Charla I am thinking about heat training as well. I think it will solve my ssk problem. Who knows maybe I will retain more length and have less shrinkage!


----------



## Charla (Aug 28, 2012)

gforceroy said:


> Charla I am thinking about heat training as well. I think it will solve my ssk problem. Who knows maybe I will retain more length and have less shrinkage!


gforceroy
Let's hope it solves it for the both of us! Do you have a plan of action yet?


----------



## gforceroy (Aug 29, 2012)

Charla I plan on straightening my hair next weekend. I might just do more passes of heat (maybe 5-8) to see if it makes a difference. I haven't used heat in almost year so I know I have to work on technique as well.


----------



## Charla (Aug 29, 2012)

gforceroy said:


> Charla I plan on straightening my hair next weekend. I might just do more passes of heat (maybe 5-8) to see if it makes a difference. I haven't used heat in almost year so I know I have to work on technique as well.

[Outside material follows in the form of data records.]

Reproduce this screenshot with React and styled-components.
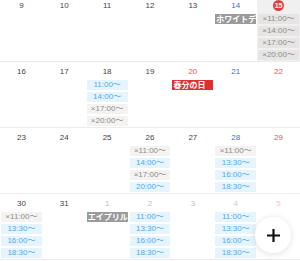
import React from "react";
import styled, { createGlobalStyle, css } from "styled-components";

const GlobalStyle = createGlobalStyle`
  html, body {
    margin: 0;
    padding: 0;
    background: #ffffff;
    overflow: hidden;
  }
  body {
    font-family: "Liberation Sans", Arial, "Noto Sans CJK JP", sans-serif;
  }
  * { box-sizing: border-box; }
`;

const Calendar = styled.div`
  margin-top: -4px;
  display: flex;
  flex-direction: column;
`;

const WeekRow = styled.div`
  display: grid;
  grid-template-columns: repeat(7, 1fr);
  height: 66px;
  border-bottom: 1px solid #ececec;
`;

const DayCell = styled.div`
  display: flex;
  flex-direction: column;
  padding: 0 1px;
  min-width: 0;
  background: ${(p) => (p.$today ? "#f0f0f0" : "transparent")};
`;

const dateColors = {
  weekday: "#444444",
  sat: "#4170c2",
  sun: "#e05858",
};

const DateLabel = styled.div`
  height: 18px;
  display: flex;
  align-items: center;
  justify-content: center;
  font-size: 8px;
  color: ${(p) => dateColors[p.$kind]};
  opacity: ${(p) => (p.$faded ? 0.35 : 1)};
`;

const TodayMark = styled.span`
  width: 11px;
  height: 11px;
  border-radius: 50%;
  background: #e33b3b;
  color: #ffffff;
  font-weight: bold;
  font-size: 7px;
  display: flex;
  align-items: center;
  justify-content: center;
`;

const EventList = styled.div`
  display: flex;
  flex-direction: column;
  gap: 2px;
`;

const chipVariants = {
  open: css`
    background: #e6f4fe;
    color: #4eaaee;
  `,
  closed: css`
    background: rgba(100, 80, 60, 0.07);
    color: #8e8c8a;
  `,
};

const EventChip = styled.div`
  height: 10px;
  line-height: 10px;
  font-size: 8px;
  text-align: center;
  white-space: nowrap;
  overflow: hidden;
  ${(p) => chipVariants[p.$variant]}
`;

const HolidayChip = styled.div`
  height: 10px;
  line-height: 10px;
  font-size: 8px;
  font-weight: bold;
  color: #ffffff;
  padding-left: 1px;
  white-space: nowrap;
  overflow: hidden;
  font-family: "Noto Sans CJK JP", sans-serif;
  background: ${(p) => (p.$red ? "#e02f2f" : "#9b9b9b")};
`;

const Fab = styled.button`
  position: fixed;
  right: 9px;
  bottom: 8px;
  width: 36px;
  height: 36px;
  border-radius: 50%;
  border: none;
  padding: 0;
  background: #ffffff;
  box-shadow: 0 1px 7px rgba(0, 0, 0, 0.13);
  display: flex;
  align-items: center;
  justify-content: center;
`;

const PlusIcon = () => (
  <svg width="13" height="13" viewBox="0 0 13 13">
    <path d="M6.5 1v11M1 6.5h11" stroke="#111" strokeWidth="2.2" strokeLinecap="square" />
  </svg>
);

const o = (t) => ({ type: "open", t });
const c = (t) => ({ type: "closed", t });
const h = (t, red) => ({ type: "holiday", t, red });

const weeks = [
  [
    { d: 9 },
    { d: 10 },
    { d: 11 },
    { d: 12 },
    { d: 13 },
    { d: 14, kind: "sat", ev: [h("ホワイトデー", false)] },
    { d: 15, kind: "sun", today: true, ev: [c("×11:00〜"), c("×14:00〜"), c("×17:00〜"), c("×20:00〜")] },
  ],
  [
    { d: 16 },
    { d: 17 },
    { d: 18, ev: [o("11:00〜"), o("14:00〜"), c("×17:00〜"), c("×20:00〜")] },
    { d: 19 },
    { d: 20, kind: "sun", ev: [h("春分の日", true)] },
    { d: 21, kind: "sat" },
    { d: 22, kind: "sun" },
  ],
  [
    { d: 23 },
    { d: 24 },
    { d: 25 },
    { d: 26, ev: [c("×11:00〜"), o("14:00〜"), c("×17:00〜"), o("20:00〜")] },
    { d: 27 },
    { d: 28, kind: "sat", ev: [c("×11:00〜"), o("13:30〜"), o("16:00〜"), o("18:30〜")] },
    { d: 29, kind: "sun" },
  ],
  [
    { d: 30, ev: [c("×11:00〜"), o("13:30〜"), o("16:00〜"), o("18:30〜")] },
    { d: 31 },
    { d: 1, faded: true, ev: [h("エイプリルフール", false)] },
    { d: 2, faded: true, ev: [o("11:00〜"), o("13:30〜"), o("16:00〜"), o("18:30〜")] },
    { d: 3, faded: true },
    { d: 4, kind: "sat", faded: true, ev: [o("11:00〜"), o("13:30〜"), o("16:00〜"), o("18:30〜")] },
    { d: 5, kind: "sun", faded: true },
  ],
];

export default function App() {
  return (
    <>
      <GlobalStyle />
      <Calendar>
        {weeks.map((week, wi) => (
          <WeekRow key={wi}>
            {week.map((day) => (
              <DayCell key={`${wi}-${day.d}`} $today={day.today}>
                <DateLabel $kind={day.kind || "weekday"} $faded={day.faded}>
                  {day.today ? <TodayMark>{day.d}</TodayMark> : day.d}
                </DateLabel>
                <EventList>
                  {(day.ev || []).map((e, i) =>
                    e.type === "holiday" ? (
                      <HolidayChip key={i} $red={e.red}>{e.t}</HolidayChip>
                    ) : (
                      <EventChip key={i} $variant={e.type}>{e.t}</EventChip>
                    )
                  )}
                </EventList>
              </DayCell>
            ))}
          </WeekRow>
        ))}
      </Calendar>
      <Fab aria-label="追加">
        <PlusIcon />
      </Fab>
    </>
  );
}
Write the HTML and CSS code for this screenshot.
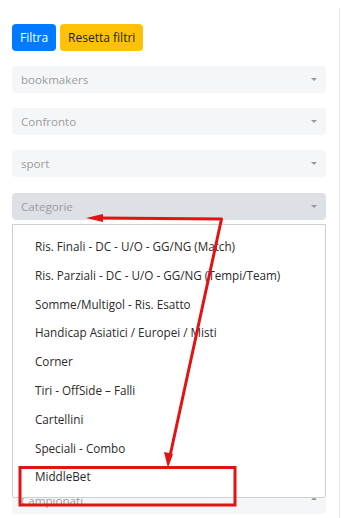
FILE: index.html
```html
<!DOCTYPE html>
<html>
<head>
<meta charset="utf-8">
<link rel="stylesheet" href="styles.css">
</head>
<body>
<div class="page">
  <div class="content">
    <div class="actions">
      <button class="btn btn-primary">Filtra</button>
      <button class="btn btn-warning">Resetta filtri</button>
    </div>
    <div class="select">bookmakers<span class="caret"></span></div>
    <div class="select">Confronto<span class="caret"></span></div>
    <div class="select">sport<span class="caret"></span></div>
    <div class="select-wrap">
      <div class="select active">Categorie<span class="caret"></span></div>
      <ul class="menu">
        <li>Ris. Finali - DC - U/O - GG/NG (Match)</li>
        <li>Ris. Parziali - DC - U/O - GG/NG (Tempi/Team)</li>
        <li>Somme/Multigol - Ris. Esatto</li>
        <li>Handicap Asiatici / Europei / Misti</li>
        <li>Corner</li>
        <li>Tiri - OffSide – Falli</li>
        <li>Cartellini</li>
        <li>Speciali - Combo</li>
        <li>MiddleBet</li>
      </ul>
    </div>
    <div class="select last">Campionati<span class="caret up"></span></div>
  </div>
  <svg class="annot" width="342" height="518" viewBox="0 0 342 518">
    <rect x="20" y="459.5" width="215" height="37.5" fill="none" stroke="#e01414" stroke-width="3"/>
    <polyline points="170,448 221.5,211 100,210" fill="none" stroke="#e01414" stroke-width="3" stroke-linejoin="round"/>
    <polygon points="86,210 103,206 103,214" fill="#e01414"/>
    <polygon points="168,460 164,444 173,446" fill="#e01414"/>
  </svg>
</div>
</body>
</html>
```
FILE: styles.css
```css
html, body {
  margin: 0;
  padding: 0;
  background: #fff;
}
body {
  width: 342px;
  height: 518px;
  overflow: hidden;
  font-family: "Open Sans", "Noto Sans", sans-serif;
  font-size: 12px;
  color: #212529;
}
.page {
  position: relative;
  width: 342px;
  height: 518px;
}
.content {
  margin-top: 8px;
  width: 340px;
  height: 510px;
  border-right: 1px solid #e6e6e6;
  padding: 16px 0 0 12px;
  box-sizing: border-box;
}
.actions {
  display: flex;
  gap: 4px;
}
.btn {
  height: 27px;
  border: none;
  border-radius: 4px;
  padding: 0 8px;
  font-family: inherit;
  font-size: 12px;
  line-height: 27px;
}
.btn-primary {
  background: #007bff;
  color: #fff;
}
.btn-warning {
  background: #ffc107;
  color: #212529;
}
.select {
  position: relative;
  width: 314px;
  height: 27px;
  margin-top: 15px;
  box-sizing: border-box;
  padding-left: 9px;
  line-height: 27px;
  background: #f5f6f7;
  border-radius: 4px;
  color: #9c9c9c;
  font-size: 11.6px;
}
.select-wrap {
  position: relative;
  margin-top: 16px;
}
.select-wrap .select {
  margin-top: 0;
}
.select.active {
  background: #dde0e4;
}
.select.last {
  margin-top: 267px;
}
.caret {
  position: absolute;
  right: 9px;
  top: 12px;
  width: 0;
  height: 0;
  border-left: 3px solid transparent;
  border-right: 3px solid transparent;
  border-top: 3px solid #999;
}
.caret.up {
  border-top: none;
  border-bottom: 3px solid #999;
  top: 10px;
}
.menu {
  position: absolute;
  left: 0;
  top: 31px;
  width: 314px;
  height: 274px;
  margin: 0;
  padding: 7px 0;
  box-sizing: border-box;
  list-style: none;
  background: #fff;
  border: 1px solid #cfcfcf;
  border-radius: 0 0 3px 3px;
  z-index: 2;
}
.menu li {
  height: 28.8px;
  line-height: 28.8px;
  padding-left: 22px;
  color: #2b2b2b;
  font-size: 11.7px;
  white-space: nowrap;
}
.annot {
  position: absolute;
  left: 0;
  top: 0;
  z-index: 5;
  pointer-events: none;
}
```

I bought an electric pressing comb at Sally this morning. Im going to start with that instead of the flat iron. I'm excited!


----------



## beingofserenity (Oct 14, 2012)

Charla, so how has it been going?


----------



## longhairdreaming (Oct 14, 2012)

Hey ladies, haven't posted on here in forever but I was finally able to get pretty swinging pressed hair. My issue it turned out was two prong

A. Not having the right products...it's hard in my little desert town but got stuff when I was home this summer
B. not getting my roots straight...solved with my Andis High Heat Pressing comb

Thanks for the tips!


----------



## Charla (Oct 15, 2012)

beingofserenity said:


> Charla, so how has it been going?



beingofserenity I did 3 heat sessions and each time after all my hard work, I ended up back in a puff because of the humidity. So I decided to just relax before I caused too much damage from the heat.


----------



## MsLizziA (Oct 17, 2012)

I'm not a heat trained natural but I will start heat training my sister's hair for her. Its an alternative to a relaxer. I will be using the Babyliss nano titanium pro flat iron. Her hair texture is much kinkier than mine and I find the biggest difference between ceramic and titanium is that the titanium plates get much hotter which is why I decided to use this on her hair to train it.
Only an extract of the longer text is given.